Thanks Ian and Ron. The reason I suspected the fuel was because I also had a lot of trouble starting my BMW R80ST. Haven't used it in a month or so. I had to crank it for 3-4 minutes with a support battery before it fired. However, I have had some intermittent problems with this bike regarding the floats (unresolved, but have new ones ready to fit). Usually when the M20 wet sumps (which take a month or so to lose any appreciable amount of oil) it is hard to start, but it generally gives it up after a few minutes. Today that didn't happen (but it is pretty cold and icy down there in the garage).

I checked the internet and opinion (as ever) varies regarding fuel shelf life. As I said, this issue has come up before. I'm just looking for up to date anecdotal evidence, especially as (I've read) the petrol "brew" changes seasonally. Apparently, it's less volatile in the summer, and more so in the winter. The petrol in the M20 is a good few months old. Maybe 3-4 months even.

Also, there might be differences between low compression engines and high compression engines where the compression aids ignition.

Any other views out there?

email (option): dannydefazio@sumpmagazine.com

Re: Petrol volatility and shelf life

Its probably the oil in the crankcase causing drag on the crankshaft that made it difficult to start. Both my Commando and WM20 are hard to start when they have wet sumped. And when its this cold the oil will be thicker than usual. Its probably best to drain that oil out, as I said in an earlier post I think crankcase pressure can push it into the primery chaincase where it will contaminate the clutch
I put some 6 month old petrol out of my dirt bike into my Paneuropean, and that ran fine with it. I think the biggest problem with old petrol is it gumming up the carb- not losing its volitity.
Best start them up and get the engine hot every few weeks. Even if you dont ride it out, its good to hear it the run and know that it lives.

email (option): Gasboy@btinternet.com

Re: Petrol volatility and shelf life

Good point about the carb getting 'gummed up'...I usually switch off the petrol and let the bike run until it empties the carb if I know I won't be using it...and I use more modern taps which don't leak. Oil viscosity is relevant as well..I used to run my Ariel Square Four on SAE 50 and as soon as the cold weather arrived each year I could feel the difference when kicking it over. I used to run that one on SAE30 in very cold weather...and it has been bloody cold of late!!..Ian

email (option): julie@wright52.plus.com

Re: Petrol volatility and shelf life

Having spent 20 years or so in the buisness of repairing and servicing small petrol engines (chainsaws,generators,mowers etc.)i can say that fuel certainly "goes off" if the machine is stored up for any length of time.The problem seems worse if the fuel is in small quantities and if in an open enviroment.I found the best way to demonstrate this to customers was to tip a bit of suspect fuel on the floor outside the workshop at put a match to it,if really stale the fuel would not even light but more usually after lighting would leave an oily residue behind,where as fresh fuel would light well and leave nothing behind.I'm not a scientist and i dont know the reason for this but i suspect it is conected with fuel evaporation.I know there are additives on the market which are supposed to aid storage of fuel and was told by some one some years ago that additives were used when storing fuel in jerry cans during ww2.Any way hope this is helpfull,Merry christmas to you all,Mick.

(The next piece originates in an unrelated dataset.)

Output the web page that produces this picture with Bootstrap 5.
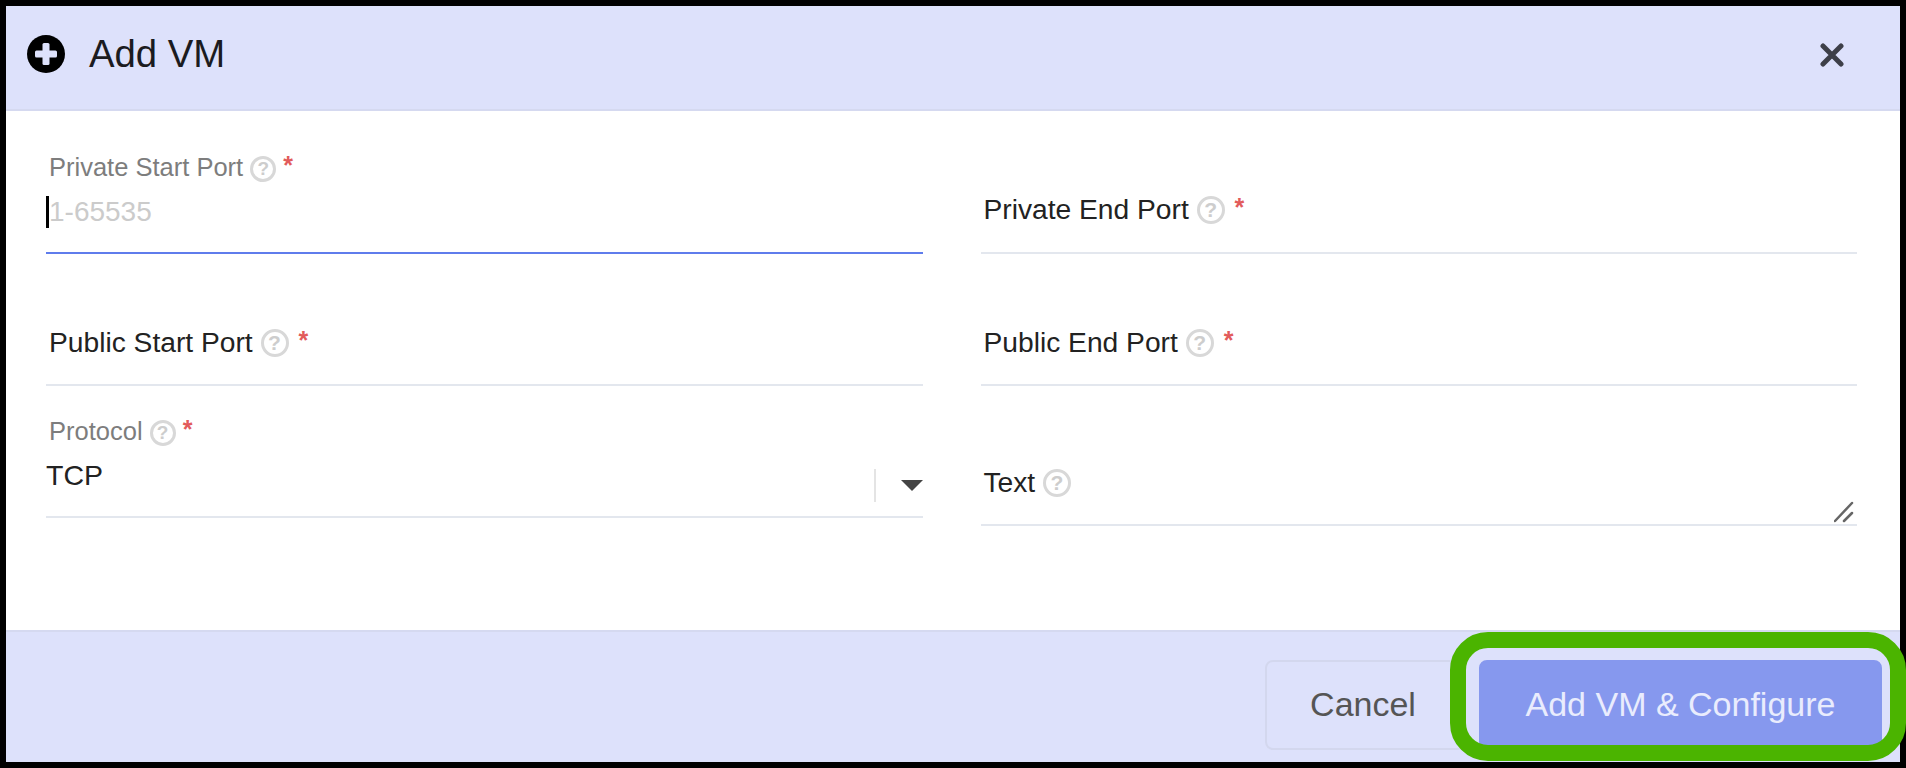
<!DOCTYPE html>
<html lang="en">
<head>
<meta charset="utf-8">
<title>Add VM</title>
<link rel="stylesheet" href="https://cdn.jsdelivr.net/npm/bootstrap@5.3.0/dist/css/bootstrap.min.css">
<style>
html,body{height:100%;margin:0;overflow:hidden}
body{background:#000;font-family:"Liberation Sans",Arial,sans-serif;padding:6px 6px 6px 6px;position:relative}
.vm-panel{background:#fff;height:756px;width:1894px}
.vm-head{background:#dde1fb;height:105px;border-bottom:2px solid #d5d9f0;padding:0 56px 7px 21px}
.vm-plus{width:38px;height:38px;margin-right:24px;flex:none}
.vm-title{font-size:38.3px;line-height:44px;color:#1b1b1f;margin:0;font-weight:400}
.vm-x{width:24px;height:24px;background:none;border:0;padding:0;display:block}
.vm-body{padding:43px 43px 0 40px}
.vm-row{--bs-gutter-x:58px;--bs-gutter-y:32px}
.vm-field{height:100px;border-bottom:2px solid #e3e7ee;position:relative}
.vm-field.rest{padding-bottom:26px}
.vm-field.top-rest{padding-bottom:27px}
.vm-field.tall{height:108px}
.vm-field.on{border-bottom-color:#5f7cec}
.vm-label{font-size:28.2px;line-height:32px;color:#222;padding-left:3px;margin:0;font-weight:400}
.vm-label.up{font-size:25.5px;line-height:28px;color:#7d7d7d;margin-top:-1px}
.vm-help{display:inline-flex;align-items:center;justify-content:center;width:28px;height:28px;border:3px solid #d8d8d8;border-radius:50%;color:#cdcdcd;font-size:21px;font-weight:700;line-height:1;margin-left:0;vertical-align:2px}
.up .vm-help{width:26px;height:26px;font-size:19px;vertical-align:1px}
.vm-req{color:#e25b5b;font-size:25px;font-weight:700;margin-left:10px;vertical-align:3px;line-height:1}
.up .vm-req{margin-left:7px;vertical-align:2px}
.vm-input{border:0;outline:0;background:none;padding:0;font:28px/32px "Liberation Sans",Arial,sans-serif;width:100%;border-left:3px solid #000;height:32px;margin-top:14px}
.vm-input::placeholder{color:#cbcbcb;opacity:1}
.vm-val{font-size:28.5px;line-height:32px;color:#222;margin-top:13px}
.vm-sep{width:2px;height:33px;background:#e4e4e4;right:47px;top:51px}
.vm-arrow{width:0;height:0;border-left:11.5px solid transparent;border-right:11.5px solid transparent;border-top:11px solid #444;right:0;top:62px}
.vm-grip{width:20px;height:22px;right:3px;bottom:1px}
.vm-foot{background:#dde1fb;height:132px;border-top:2px solid #d5d9f0;padding:28px 18px 12px 0;gap:14px;margin-top:auto}
.vm-btn{font-size:34px;line-height:40px;border-radius:8px;height:90px;border:2px solid #d3d7ee;background:transparent;color:#555;width:200px;padding:0 4px 3px 0;text-align:center}
.vm-btn.go{background:#8698ee;color:#e9ecfd;border-color:#8698ee;width:403px;padding:0 0 3px 0}
.vm-ring{left:1450px;top:632px;width:456px;height:129px;border:16px solid #4bb400;border-radius:38px;pointer-events:none}
</style>
</head>
<body>
<div class="vm-panel d-flex flex-column">
  <div class="vm-head d-flex align-items-center">
    <svg class="vm-plus" viewBox="0 0 38 38" aria-hidden="true"><circle cx="19" cy="19" r="19" fill="#000"/><rect x="15.5" y="8" width="7" height="22" rx="1.5" fill="#dde1fb"/><rect x="8" y="15.5" width="22" height="7" rx="1.5" fill="#dde1fb"/></svg>
    <h5 class="vm-title flex-grow-1">Add VM</h5>
    <button class="vm-x" type="button" aria-label="Close"><svg width="24" height="24" viewBox="0 0 24 24"><path d="M3 3 21 21M21 3 3 21" stroke="#3d3f48" stroke-width="5" stroke-linecap="round"/></svg></button>
  </div>
  <div class="vm-body">
    <div class="row vm-row">
      <div class="col-6">
        <div class="vm-field on d-flex flex-column">
          <label class="vm-label up d-block">Private Start Port <span class="vm-help">?</span><span class="vm-req">*</span></label>
          <input class="vm-input" placeholder="1-65535">
        </div>
      </div>
      <div class="col-6">
        <div class="vm-field top-rest d-flex flex-column justify-content-end">
          <label class="vm-label">Private End Port <span class="vm-help">?</span><span class="vm-req">*</span></label>
        </div>
      </div>
      <div class="col-6">
        <div class="vm-field rest d-flex flex-column justify-content-end">
          <label class="vm-label">Public Start Port <span class="vm-help">?</span><span class="vm-req">*</span></label>
        </div>
      </div>
      <div class="col-6">
        <div class="vm-field rest d-flex flex-column justify-content-end">
          <label class="vm-label">Public End Port <span class="vm-help">?</span><span class="vm-req">*</span></label>
        </div>
      </div>
      <div class="col-6">
        <div class="vm-field d-flex flex-column">
          <label class="vm-label up d-block">Protocol <span class="vm-help">?</span><span class="vm-req">*</span></label>
          <div class="vm-val">TCP</div>
          <span class="vm-sep position-absolute"></span>
          <span class="vm-arrow position-absolute"></span>
        </div>
      </div>
      <div class="col-6">
        <div class="vm-field tall rest d-flex flex-column justify-content-end">
          <label class="vm-label">Text <span class="vm-help">?</span></label>
          <svg class="vm-grip position-absolute" viewBox="0 0 20 22" aria-hidden="true"><path d="M1 20 18 2M10 20 18 12" stroke="#666" stroke-width="2.5" stroke-linecap="round"/></svg>
        </div>
      </div>
    </div>
  </div>
  <div class="vm-foot d-flex justify-content-end">
    <button class="vm-btn" type="button">Cancel</button>
    <button class="vm-btn go" type="button">Add VM &amp; Configure</button>
  </div>
</div>
<div class="vm-ring position-absolute"></div>
</body>
</html>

email (option): sally_jones@btinternet.com

Re: Petrol volatility and shelf life

"Sta-Bil" stabilizer saves the day. In the summertime I sometimes don't use the car for months on end. In winter I don't use the bike for months on end. Stabilizer works on both. When I was ambitious enough to mow the grass myself, I also used it in the lawn mower, which obviously was not used for a number of months every year. (My wife was not satisfied with the frequency with which my ambition manifested itself, so some years ago she gave away my mower and got one of the local services to do the lawn - my bad, ha, ha.)

BTW, when running the motor with a closed tap until it's "starved" you don't get anywhere near an empty float bowl. The fuel level drops by less than 25% when the motor stops for lack of fuel. If it's your intention to empty the carb you need to actually empty it by, e.g., loosening the banjo bolt (and collecting the run-off in an appropriate container, keeping in mind how flammable it is). On the other hand, if your present method provides good results "if it ain't broke, don't fix it".